Find every line in the records below that contains the word "image", and copy each such line.

#### Supplied entries
#####

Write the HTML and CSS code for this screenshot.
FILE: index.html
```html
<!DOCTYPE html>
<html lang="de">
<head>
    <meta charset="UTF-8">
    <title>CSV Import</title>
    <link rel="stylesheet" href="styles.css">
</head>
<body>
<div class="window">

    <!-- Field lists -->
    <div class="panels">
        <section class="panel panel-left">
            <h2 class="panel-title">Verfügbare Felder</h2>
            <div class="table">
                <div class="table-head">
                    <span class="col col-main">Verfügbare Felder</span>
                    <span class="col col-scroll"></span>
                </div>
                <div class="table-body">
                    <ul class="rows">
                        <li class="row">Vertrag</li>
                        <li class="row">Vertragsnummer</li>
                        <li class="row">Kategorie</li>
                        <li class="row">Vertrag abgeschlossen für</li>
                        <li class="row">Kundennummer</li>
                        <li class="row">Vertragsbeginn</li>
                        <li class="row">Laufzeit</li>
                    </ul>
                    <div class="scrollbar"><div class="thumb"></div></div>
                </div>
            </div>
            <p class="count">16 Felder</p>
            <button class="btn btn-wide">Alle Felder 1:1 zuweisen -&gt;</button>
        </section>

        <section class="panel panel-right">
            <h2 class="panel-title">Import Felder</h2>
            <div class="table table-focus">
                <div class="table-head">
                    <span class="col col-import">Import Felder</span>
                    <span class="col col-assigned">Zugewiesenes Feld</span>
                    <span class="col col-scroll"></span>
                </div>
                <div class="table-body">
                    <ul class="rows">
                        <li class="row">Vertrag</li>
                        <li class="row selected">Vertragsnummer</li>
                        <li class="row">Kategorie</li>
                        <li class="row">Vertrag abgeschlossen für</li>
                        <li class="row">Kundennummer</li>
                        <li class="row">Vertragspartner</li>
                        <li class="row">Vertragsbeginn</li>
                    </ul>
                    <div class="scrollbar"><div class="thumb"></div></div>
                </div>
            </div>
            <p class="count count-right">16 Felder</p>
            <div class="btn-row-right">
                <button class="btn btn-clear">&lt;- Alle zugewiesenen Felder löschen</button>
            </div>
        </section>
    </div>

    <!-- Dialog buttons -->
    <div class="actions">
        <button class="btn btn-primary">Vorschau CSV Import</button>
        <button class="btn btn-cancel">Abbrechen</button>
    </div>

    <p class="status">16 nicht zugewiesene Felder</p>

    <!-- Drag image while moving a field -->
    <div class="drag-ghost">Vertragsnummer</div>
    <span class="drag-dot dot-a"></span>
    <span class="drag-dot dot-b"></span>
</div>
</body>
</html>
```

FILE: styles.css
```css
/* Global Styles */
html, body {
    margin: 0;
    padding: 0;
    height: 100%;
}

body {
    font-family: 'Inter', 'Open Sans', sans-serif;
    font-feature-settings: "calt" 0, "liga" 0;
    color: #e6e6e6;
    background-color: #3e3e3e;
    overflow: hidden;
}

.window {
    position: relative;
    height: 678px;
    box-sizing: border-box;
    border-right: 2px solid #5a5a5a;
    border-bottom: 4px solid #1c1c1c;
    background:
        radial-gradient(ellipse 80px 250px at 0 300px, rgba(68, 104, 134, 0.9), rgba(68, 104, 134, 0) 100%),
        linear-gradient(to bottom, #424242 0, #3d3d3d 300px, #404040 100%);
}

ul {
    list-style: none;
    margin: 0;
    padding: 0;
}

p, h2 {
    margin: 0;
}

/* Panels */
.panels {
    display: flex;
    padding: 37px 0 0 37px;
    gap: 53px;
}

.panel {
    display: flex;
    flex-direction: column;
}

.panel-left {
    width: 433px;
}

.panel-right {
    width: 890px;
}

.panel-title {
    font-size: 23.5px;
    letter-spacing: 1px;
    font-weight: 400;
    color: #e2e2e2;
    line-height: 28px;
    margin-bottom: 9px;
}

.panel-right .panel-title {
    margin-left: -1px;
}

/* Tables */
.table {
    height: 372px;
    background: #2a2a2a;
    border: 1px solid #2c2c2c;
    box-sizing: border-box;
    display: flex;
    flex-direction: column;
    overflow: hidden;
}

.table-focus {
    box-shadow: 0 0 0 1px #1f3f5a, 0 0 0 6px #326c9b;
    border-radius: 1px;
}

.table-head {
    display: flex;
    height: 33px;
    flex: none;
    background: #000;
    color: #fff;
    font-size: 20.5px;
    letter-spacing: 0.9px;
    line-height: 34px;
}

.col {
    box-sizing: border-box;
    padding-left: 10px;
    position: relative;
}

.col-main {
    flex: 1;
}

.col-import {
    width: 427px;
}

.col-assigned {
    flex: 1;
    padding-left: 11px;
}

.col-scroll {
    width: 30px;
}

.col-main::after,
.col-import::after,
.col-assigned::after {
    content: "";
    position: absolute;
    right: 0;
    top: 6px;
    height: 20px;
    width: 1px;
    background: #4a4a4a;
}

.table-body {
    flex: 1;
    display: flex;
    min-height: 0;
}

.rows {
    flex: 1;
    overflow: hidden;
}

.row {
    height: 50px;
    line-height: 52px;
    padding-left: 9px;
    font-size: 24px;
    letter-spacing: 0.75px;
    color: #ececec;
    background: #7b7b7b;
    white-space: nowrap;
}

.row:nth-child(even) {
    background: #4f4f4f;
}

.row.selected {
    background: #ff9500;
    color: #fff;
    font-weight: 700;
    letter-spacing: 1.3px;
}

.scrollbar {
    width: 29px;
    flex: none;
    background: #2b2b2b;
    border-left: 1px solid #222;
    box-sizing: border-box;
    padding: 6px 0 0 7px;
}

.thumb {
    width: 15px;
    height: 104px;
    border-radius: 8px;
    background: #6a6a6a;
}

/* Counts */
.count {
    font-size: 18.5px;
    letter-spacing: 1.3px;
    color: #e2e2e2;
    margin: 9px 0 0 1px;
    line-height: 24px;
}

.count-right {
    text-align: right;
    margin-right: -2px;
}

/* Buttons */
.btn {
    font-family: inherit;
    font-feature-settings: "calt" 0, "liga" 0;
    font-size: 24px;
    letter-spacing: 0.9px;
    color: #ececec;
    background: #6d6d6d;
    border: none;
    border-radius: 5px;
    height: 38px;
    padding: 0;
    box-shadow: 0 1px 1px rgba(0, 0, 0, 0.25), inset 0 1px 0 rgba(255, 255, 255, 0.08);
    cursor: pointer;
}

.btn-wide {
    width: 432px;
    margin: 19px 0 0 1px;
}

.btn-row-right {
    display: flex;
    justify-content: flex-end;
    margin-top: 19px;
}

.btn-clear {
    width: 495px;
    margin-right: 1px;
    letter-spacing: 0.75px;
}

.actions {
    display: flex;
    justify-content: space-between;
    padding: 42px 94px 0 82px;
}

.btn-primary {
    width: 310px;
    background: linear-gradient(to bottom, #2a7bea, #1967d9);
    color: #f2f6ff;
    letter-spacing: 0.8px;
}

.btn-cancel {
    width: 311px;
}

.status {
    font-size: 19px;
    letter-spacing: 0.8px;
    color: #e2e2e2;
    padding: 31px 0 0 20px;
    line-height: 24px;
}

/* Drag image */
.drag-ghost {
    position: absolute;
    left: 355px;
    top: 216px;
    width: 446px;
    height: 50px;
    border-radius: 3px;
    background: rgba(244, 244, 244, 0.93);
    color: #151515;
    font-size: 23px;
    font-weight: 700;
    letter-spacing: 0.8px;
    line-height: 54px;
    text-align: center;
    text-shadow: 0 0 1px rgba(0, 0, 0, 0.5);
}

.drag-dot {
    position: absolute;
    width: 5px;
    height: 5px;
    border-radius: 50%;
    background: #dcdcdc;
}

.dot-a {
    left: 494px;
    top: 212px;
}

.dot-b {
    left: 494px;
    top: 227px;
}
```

#####

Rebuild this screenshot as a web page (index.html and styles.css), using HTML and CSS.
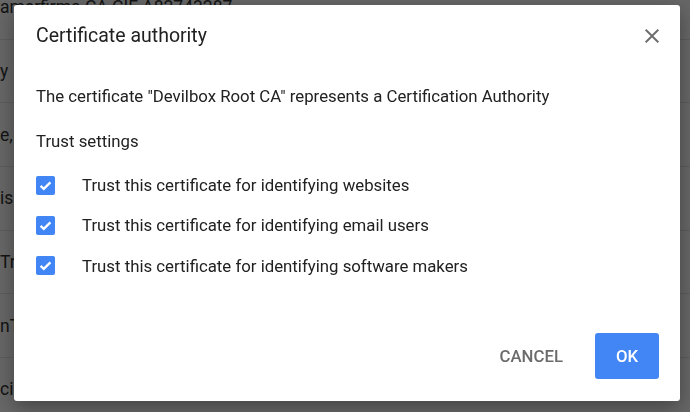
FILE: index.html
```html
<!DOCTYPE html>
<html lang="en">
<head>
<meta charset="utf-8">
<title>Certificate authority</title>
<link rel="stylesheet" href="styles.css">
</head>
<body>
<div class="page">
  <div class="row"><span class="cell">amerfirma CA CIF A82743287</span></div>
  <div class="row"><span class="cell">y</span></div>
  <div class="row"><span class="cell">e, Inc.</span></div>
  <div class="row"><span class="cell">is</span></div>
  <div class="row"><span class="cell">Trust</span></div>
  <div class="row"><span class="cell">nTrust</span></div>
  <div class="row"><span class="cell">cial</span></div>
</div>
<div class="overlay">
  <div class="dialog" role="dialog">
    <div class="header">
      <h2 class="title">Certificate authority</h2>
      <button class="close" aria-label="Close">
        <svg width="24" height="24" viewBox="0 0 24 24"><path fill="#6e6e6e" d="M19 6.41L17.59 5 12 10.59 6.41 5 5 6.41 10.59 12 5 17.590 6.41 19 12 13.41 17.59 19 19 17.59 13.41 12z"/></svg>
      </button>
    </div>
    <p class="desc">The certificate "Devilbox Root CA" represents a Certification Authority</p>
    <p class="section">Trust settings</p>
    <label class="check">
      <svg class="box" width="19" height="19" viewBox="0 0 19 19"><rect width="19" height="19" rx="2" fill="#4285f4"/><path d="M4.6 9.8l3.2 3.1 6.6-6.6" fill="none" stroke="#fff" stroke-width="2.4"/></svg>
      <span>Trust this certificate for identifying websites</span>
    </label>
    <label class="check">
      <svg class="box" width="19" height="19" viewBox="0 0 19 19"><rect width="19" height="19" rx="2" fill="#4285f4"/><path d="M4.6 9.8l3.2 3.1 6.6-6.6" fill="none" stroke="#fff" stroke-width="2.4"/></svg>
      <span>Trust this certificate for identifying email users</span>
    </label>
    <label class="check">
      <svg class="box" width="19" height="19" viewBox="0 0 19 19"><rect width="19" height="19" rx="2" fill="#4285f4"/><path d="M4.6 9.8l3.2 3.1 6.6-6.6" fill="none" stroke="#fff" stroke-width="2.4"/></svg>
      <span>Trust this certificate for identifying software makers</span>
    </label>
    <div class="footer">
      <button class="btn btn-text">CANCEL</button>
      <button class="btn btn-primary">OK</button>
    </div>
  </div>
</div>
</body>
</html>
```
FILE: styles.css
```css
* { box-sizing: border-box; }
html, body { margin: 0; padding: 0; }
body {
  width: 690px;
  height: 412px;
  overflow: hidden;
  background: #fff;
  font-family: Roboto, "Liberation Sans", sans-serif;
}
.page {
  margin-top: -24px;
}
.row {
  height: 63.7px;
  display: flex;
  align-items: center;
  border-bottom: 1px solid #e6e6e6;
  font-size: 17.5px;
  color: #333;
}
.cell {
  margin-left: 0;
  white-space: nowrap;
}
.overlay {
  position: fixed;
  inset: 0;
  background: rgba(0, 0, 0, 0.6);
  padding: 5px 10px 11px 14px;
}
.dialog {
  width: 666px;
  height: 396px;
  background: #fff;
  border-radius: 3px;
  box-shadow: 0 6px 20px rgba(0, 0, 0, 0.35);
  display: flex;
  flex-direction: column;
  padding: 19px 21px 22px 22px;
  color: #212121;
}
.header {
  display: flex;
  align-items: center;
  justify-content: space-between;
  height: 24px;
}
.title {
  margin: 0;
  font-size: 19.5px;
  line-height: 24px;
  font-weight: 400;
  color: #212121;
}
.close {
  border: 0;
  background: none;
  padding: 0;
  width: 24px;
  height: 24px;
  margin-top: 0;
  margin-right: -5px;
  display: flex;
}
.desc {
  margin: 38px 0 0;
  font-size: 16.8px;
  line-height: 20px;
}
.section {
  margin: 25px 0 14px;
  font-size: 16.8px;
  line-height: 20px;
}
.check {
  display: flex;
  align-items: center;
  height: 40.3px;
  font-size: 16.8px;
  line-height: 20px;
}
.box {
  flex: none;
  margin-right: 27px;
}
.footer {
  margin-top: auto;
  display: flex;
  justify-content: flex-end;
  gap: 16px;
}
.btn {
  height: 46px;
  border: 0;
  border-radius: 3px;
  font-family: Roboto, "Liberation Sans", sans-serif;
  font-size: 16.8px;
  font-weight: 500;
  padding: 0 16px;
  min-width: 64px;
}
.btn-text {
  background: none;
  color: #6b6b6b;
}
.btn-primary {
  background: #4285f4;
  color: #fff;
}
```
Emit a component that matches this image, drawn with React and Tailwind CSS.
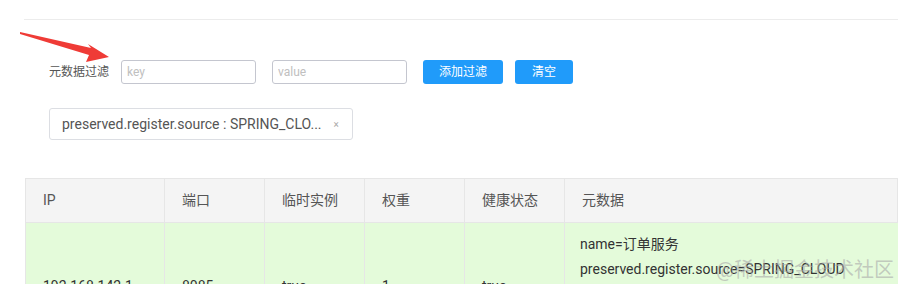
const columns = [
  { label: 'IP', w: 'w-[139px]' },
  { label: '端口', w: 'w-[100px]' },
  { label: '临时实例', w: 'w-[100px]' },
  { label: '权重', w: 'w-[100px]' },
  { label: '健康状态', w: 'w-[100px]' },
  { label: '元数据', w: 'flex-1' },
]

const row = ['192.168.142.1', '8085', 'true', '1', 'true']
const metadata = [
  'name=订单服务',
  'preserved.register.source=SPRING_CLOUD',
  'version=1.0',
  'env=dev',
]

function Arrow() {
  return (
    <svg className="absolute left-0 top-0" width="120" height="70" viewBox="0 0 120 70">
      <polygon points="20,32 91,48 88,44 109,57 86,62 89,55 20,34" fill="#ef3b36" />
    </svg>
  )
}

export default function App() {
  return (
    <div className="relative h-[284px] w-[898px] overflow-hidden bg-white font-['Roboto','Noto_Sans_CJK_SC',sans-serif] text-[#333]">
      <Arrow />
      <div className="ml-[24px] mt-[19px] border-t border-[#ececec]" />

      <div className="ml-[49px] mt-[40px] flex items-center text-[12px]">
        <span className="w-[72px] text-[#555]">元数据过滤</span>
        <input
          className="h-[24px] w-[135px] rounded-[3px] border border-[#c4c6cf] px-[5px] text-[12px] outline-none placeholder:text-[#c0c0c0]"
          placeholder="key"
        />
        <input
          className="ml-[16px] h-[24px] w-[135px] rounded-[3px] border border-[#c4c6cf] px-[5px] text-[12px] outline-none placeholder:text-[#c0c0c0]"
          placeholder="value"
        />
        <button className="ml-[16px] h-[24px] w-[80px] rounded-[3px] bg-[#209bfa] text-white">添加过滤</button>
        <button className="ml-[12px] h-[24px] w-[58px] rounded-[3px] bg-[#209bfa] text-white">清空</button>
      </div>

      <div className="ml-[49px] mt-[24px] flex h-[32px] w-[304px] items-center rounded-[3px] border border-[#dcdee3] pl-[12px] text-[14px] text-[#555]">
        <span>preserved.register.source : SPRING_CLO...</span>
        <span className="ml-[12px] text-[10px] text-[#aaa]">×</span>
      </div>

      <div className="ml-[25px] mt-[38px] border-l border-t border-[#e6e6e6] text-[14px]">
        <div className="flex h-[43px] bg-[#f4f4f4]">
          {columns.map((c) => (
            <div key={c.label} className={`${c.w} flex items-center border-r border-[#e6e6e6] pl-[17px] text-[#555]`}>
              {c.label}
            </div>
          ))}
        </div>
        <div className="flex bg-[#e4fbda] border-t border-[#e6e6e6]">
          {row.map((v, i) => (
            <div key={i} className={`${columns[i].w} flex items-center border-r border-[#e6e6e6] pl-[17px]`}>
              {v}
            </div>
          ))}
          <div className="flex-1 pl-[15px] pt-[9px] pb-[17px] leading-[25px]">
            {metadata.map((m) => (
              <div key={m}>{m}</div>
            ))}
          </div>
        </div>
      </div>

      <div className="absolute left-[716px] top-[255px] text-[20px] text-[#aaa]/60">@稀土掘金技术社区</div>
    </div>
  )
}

#####

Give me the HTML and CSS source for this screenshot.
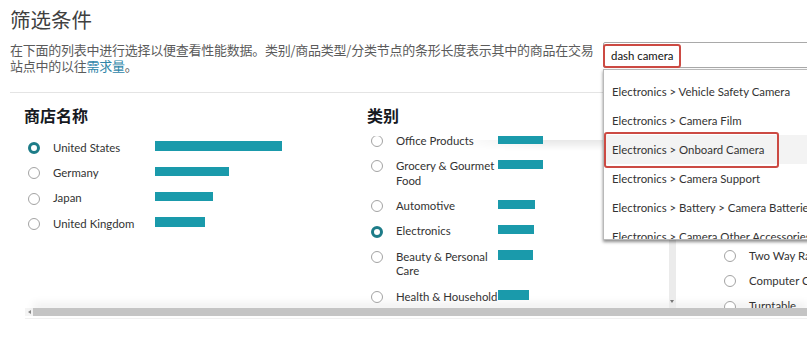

#####

#### Solution to the problem
    <!-- Drag image while moving a field -->
/* Drag image */
Emit a component that matches this image, drawn with React and Tailwind CSS.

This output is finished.